A questão a ser avaliada é que a política fiscal já mudou. No início do segundo mandato da presidente Dilma, os ministros Levy e Barbosa executaram um ajuste fiscal baseado na teoria da "contração expansionista". Grosso modo, essa teoria diz que quando o governo faz o ajuste necessário em suas contas, com corte de despesas e aumento da economia para pagar juros, reduz as incertezas e eleva a confiança dos empresários no futuro, que passam a investir. Com isso, embora o ajuste seja recessivo, ele termina dando origem a mais investimento e a uma retomada da economia.

Com o ajuste iniciado nos primeiros meses deste ano, Levy e Barbosa acreditavam que a economia brasileira voltaria a crescer no segundo semestre.

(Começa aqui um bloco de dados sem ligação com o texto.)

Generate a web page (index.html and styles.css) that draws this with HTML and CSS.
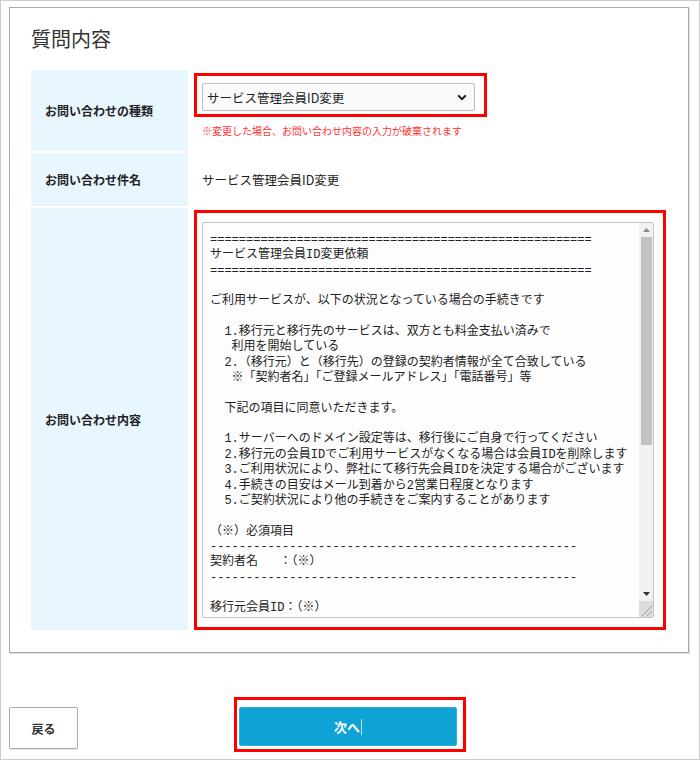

Mas a confiança dos investidores não foi restaurada. Na verdade, ela passou a cair de forma mais acentuada, resultando na queda na taxa de investimento. Em parte porque se descobriu que a situação fiscal do país era mais grave do que a imaginada, pois havia sido mascarada pelos truques fiscais da equipe econômica anterior.

O governo vai terminar 2015 com déficit primário em suas contas, repetindo o que houve em 2014. É provável que o "rombo" seja semelhante. O mais grave é que o governo anuncia novo déficit em 2016 e, mesmo assim, projeta um aumento das despesas da União equivalente a 0,4 ponto percentual do PIB. Por isso, é difícil achar que os investidores acreditarão que o quadro de deterioração fiscal será revertido em 2017, com a obtenção de um superávit primário de 1,3% do PIB e de 2% em 2018, como está na mensagem de Dilma.

A política fiscal mudou. Não se fala mais em obtenção de uma meta de superávit primário que evite o crescimento acelerado da dívida pública bruta. O discurso agora é de manutenção de programas considerados essenciais pelo governo. Basta ver que o gasto com o Programa de Aceleração do Crescimento (PAC) terá mais R$ 7,2 bilhões no próximo ano, na comparação com 2015. E, para isso, se o Congresso puder aprovar novas receitas tributárias, ótimo.

Mudou também porque a prioridade passou a ser discutir "uma política fiscal de longo prazo", embora a agenda apresentada seja tímida. A rigor, apenas duas medidas. Uma reforma administrativa, cuja economia de gastos é pequena, e a discussão com lideranças sindicais "de medidas legais e infra-legais para a redução do déficit da Previdência". O governo agora espera a retomada do crescimento, quando as receitas tributárias retornarão.